Mit der Rücksichtnahmepflicht ist es insbesondere nicht vereinbar, wenn öffentliche Äußerungen des Arbeitnehmers ruf- und geschäftsschädigend für den Arbeitgeber wirken können.
Der Betriebsfrieden kann dann gestört sein, wenn, z.B. wie im Fall des FC Bayern oder Mainz 05, Beschäftigte anderer Religion und Nationalität im Betrieb beschäftigt sind und durch die Äußerungen ein aufgeladenes Betriebsklima entsteht.

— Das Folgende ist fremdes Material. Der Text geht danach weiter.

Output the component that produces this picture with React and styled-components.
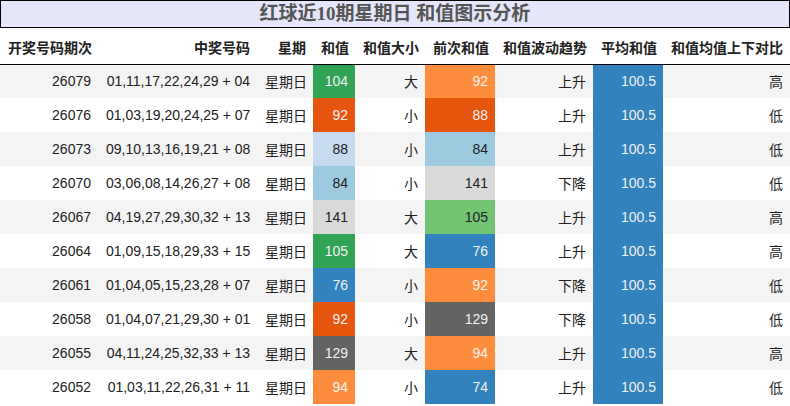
import React from "react";
import styled, { createGlobalStyle } from "styled-components";

const Global = createGlobalStyle`
  html, body { margin: 0; padding: 0; background: #ffffff; }
  body { font-family: "Liberation Sans", "Noto Sans CJK SC", sans-serif; }
`;

const Table = styled.table`
  width: 790px;
  table-layout: fixed;
  border-collapse: collapse;
  font-family: "Liberation Sans", "Noto Sans CJK SC", sans-serif;
  font-size: 14px;
  color: #222;
`;

const Caption = styled.caption`
  caption-side: top;
  box-sizing: border-box;
  height: 28px;
  line-height: 26px;
  background: #e6e6fa;
  border: 1px solid #000;
  color: #555;
  font-family: "Liberation Serif", "Noto Sans CJK SC", serif;
  font-size: 19px;
  font-weight: bold;
  text-align: center;
`;

const HeadRow = styled.tr`
  height: 36px;
  border-bottom: 1px solid #000;
`;

const Th = styled.th`
  padding: 2px 7px 0 8px;
  font-weight: bold;
  text-align: ${(p) => (p.$left ? "left" : "right")};
  white-space: nowrap;
  vertical-align: middle;
  color: #222;
`;

const Row = styled.tr`
  height: 34px;
  background: ${(p) => (p.$alt ? "#f4f4f4" : "#ffffff")};
`;

const Td = styled.td`
  padding: 0 7px 0 8px;
  text-align: right;
  white-space: nowrap;
  vertical-align: middle;
  background: ${(p) => p.$bg || "transparent"};
  color: ${(p) => (p.$light ? "#f1f1f1" : "#222")};
`;

const C = {
  dkOrange: "#e6550d",
  orange: "#fd8d3c",
  green: "#31a354",
  ltGreen: "#74c476",
  blue: "#3182bd",
  ltBlue: "#9ecae1",
  paleBlue: "#c6dbef",
  grey: "#636363",
  ltGrey: "#d9d9d9",
};

const dark = new Set([C.dkOrange, C.orange, C.green, C.blue, C.grey]);

const rows = [
  ["26079", "01,11,17,22,24,29 + 04", 104, C.green, "大", 92, C.orange, "上升", "高"],
  ["26076", "01,03,19,20,24,25 + 07", 92, C.dkOrange, "小", 88, C.dkOrange, "上升", "低"],
  ["26073", "09,10,13,16,19,21 + 08", 88, C.paleBlue, "小", 84, C.ltBlue, "上升", "低"],
  ["26070", "03,06,08,14,26,27 + 08", 84, C.ltBlue, "小", 141, C.ltGrey, "下降", "低"],
  ["26067", "04,19,27,29,30,32 + 13", 141, C.ltGrey, "大", 105, C.ltGreen, "上升", "高"],
  ["26064", "01,09,15,18,29,33 + 15", 105, C.green, "大", 76, C.blue, "上升", "高"],
  ["26061", "01,04,05,15,23,28 + 07", 76, C.blue, "小", 92, C.orange, "下降", "低"],
  ["26058", "01,04,07,21,29,30 + 01", 92, C.dkOrange, "小", 129, C.grey, "下降", "低"],
  ["26055", "04,11,24,25,32,33 + 13", 129, C.grey, "大", 94, C.orange, "上升", "高"],
  ["26052", "01,03,11,22,26,31 + 11", 94, C.orange, "小", 74, C.blue, "上升", "低"],
];

const widths = [98, 159, 56, 42, 70, 70, 98, 70, 127];
const heads = ["开奖号码期次", "中奖号码", "星期", "和值", "和值大小", "前次和值", "和值波动趋势", "平均和值", "和值均值上下对比"];

export default function App() {
  return (
    <>
      <Global />
      <Table>
        <Caption>红球近10期星期日 和值图示分析</Caption>
        <colgroup>
          {widths.map((w, i) => (
            <col key={i} style={{ width: w }} />
          ))}
        </colgroup>
        <thead>
          <HeadRow>
            {heads.map((h, i) => (
              <Th key={h} $left={i === 0}>{h}</Th>
            ))}
          </HeadRow>
        </thead>
        <tbody>
          {rows.map((r, i) => (
            <Row key={r[0]} $alt={i % 2 === 0}>
              <Td>{r[0]}</Td>
              <Td>{r[1]}</Td>
              <Td>星期日</Td>
              <Td $bg={r[3]} $light={dark.has(r[3])}>{r[2]}</Td>
              <Td>{r[4]}</Td>
              <Td $bg={r[6]} $light={dark.has(r[6])}>{r[5]}</Td>
              <Td>{r[7]}</Td>
              <Td $bg={C.blue} $light>100.5</Td>
              <Td>{r[8]}</Td>
            </Row>
          ))}
        </tbody>
      </Table>
    </>
  );
}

Ausweg Social Media Policy ?
Eine spannende Frage für die Praxis ist, inwieweit der Arbeitgeber die Möglichkeit hat, derartige Äußerungen zu verhindern oder zumindest seine rechtliche Position gegenüber dem Mitarbeiter zu verbessern.
Zu denken ist insoweit insbesondere an eine Richtlinie oder Betriebsvereinbarung zur Nutzung sozialer Medien. Darin sollte neben einigen Grundsätzen der öffentlichen Kommunikation klargestellt werden, dass bei politischen Äußerungen in sozialen Medien kein Bezug zum Arbeitgeber hergestellt werden darf, nicht einmal durch die Angabe des aktuellen Beschäftigungsstatus. Ganz im Gegenteil sollte jeder Mitarbeiter verpflichtet werden, für derartige Äußerungen ausschließlich private Profile zu nutzen.
Unternehmen sollten in jedem Fall ihre Richtlinie überprüfen oder – soweit noch nicht vorhanden – eine einheitliche Regelung im Betrieb schaffen.
Ermahnung, Abmahnung oder Kündigung ?
Die arbeitsrechtlichen Maßnahmen in diesem Kontext folgen daneben den bekannten Leitlinien. Es ist eine Abwägung der Interessenlage vorzunehmen, dabei ist ein Gespräch mit dem Arbeitnehmer regelmäßig sinnvoll. Auch das regelmäßige Erfordernis einer Abmahnung vor einer Kündigung ist zu beachten. Schließlich ist das Arbeitsrecht wesentlich zukunftsbezogen und nur bei einer evidenten Wiederholungsgefahr mit drohenden erheblichen Schäden für das Unternehmen ist eine Trennung zu rechtfertigen.
Dabei wird – und hier schließt sich der Kreis zum Fall Mazraoui – auch die Bedeutung des Mitarbeiters für das Unternehmen nicht ohne Einfluss sein. Wer nur einen Rechtsverteidiger (Experten, Facharbeiter) hat, wird diesen nur im äußersten Notfall entlassen.